A pesar de mi indignación, el Louvre es increíble. La cantidad de obras y colecciones que se albergan en ese lugar, reuniendo los cimientos de movimientos artísticos y quiebres en la historia reflejados en el arte, no tienen desperdicio. Las combinaciones de colores, las pinceladas profundas de obras de hace más de 100 años que parecen recién hechas y las esculturas griegas se ganaron los primeros puestos en mis favoritos.
Compensando mi angustia del Louvre está Montmartre. Pausa. Ahora si. Yo creo que en otra vida viví ahí, tratando de ganarme la vida tocando algún instrumento en la calle o luchando por un puesto en la plaza.
Montmartre es el barrio de los artistas. Una colina prolija, rodeada de callecitas empedradas, balcones con flores de colores y artistas callejeros por doquier. Lo clásico y lo contemporáneo, lo tradicional y lo bizarro, todo convive en perfecta armonía. Pensar que se puede caminar en la misma plaza por donde Van Gogh, Gaugin, Dalí y Picasso, exponían sus obras, es realmente conmovedor.
La plaza es muy cotizada y sólo artistas consagrados pueden obtener un puesto allí. Como dicen que lo bueno llega para quien sabe esperar, algunos se anotan en listas de espera de hasta 10 años para poder tener un lugar ahí donde vender sus obras. El ambiente está bañado de olor a óleo, componente que se impregna y le da el toque especial al lugar.
A pocos metros está el Sacre Couer, la imponente catedral que le arranca un lagrimón hasta al menos cristiano. Con vista a la ciudad, vitros de colores y cientos de devotos que van a dejar sus plegarias, es magnífica e increíble.

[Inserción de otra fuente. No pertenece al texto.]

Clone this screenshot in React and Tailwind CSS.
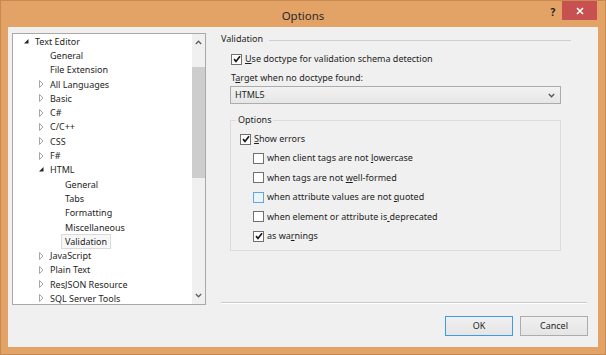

Presenciar un domingo a la mañana en París es excelente. Las personas caminando con baguettes bajo el brazo, no tienen desperdicio. Llena de etnias, personajes, jóvenes, conservadores y liberales, París me da la sensación de que es una mujer impresionante, atada con un corset muy ajustado y súper maquillada. Como que su exterior está muy forzado para que sea perfecta, pero cuando descubrís lo que hay detrás, te podes llevar unas cuantas sorpresas.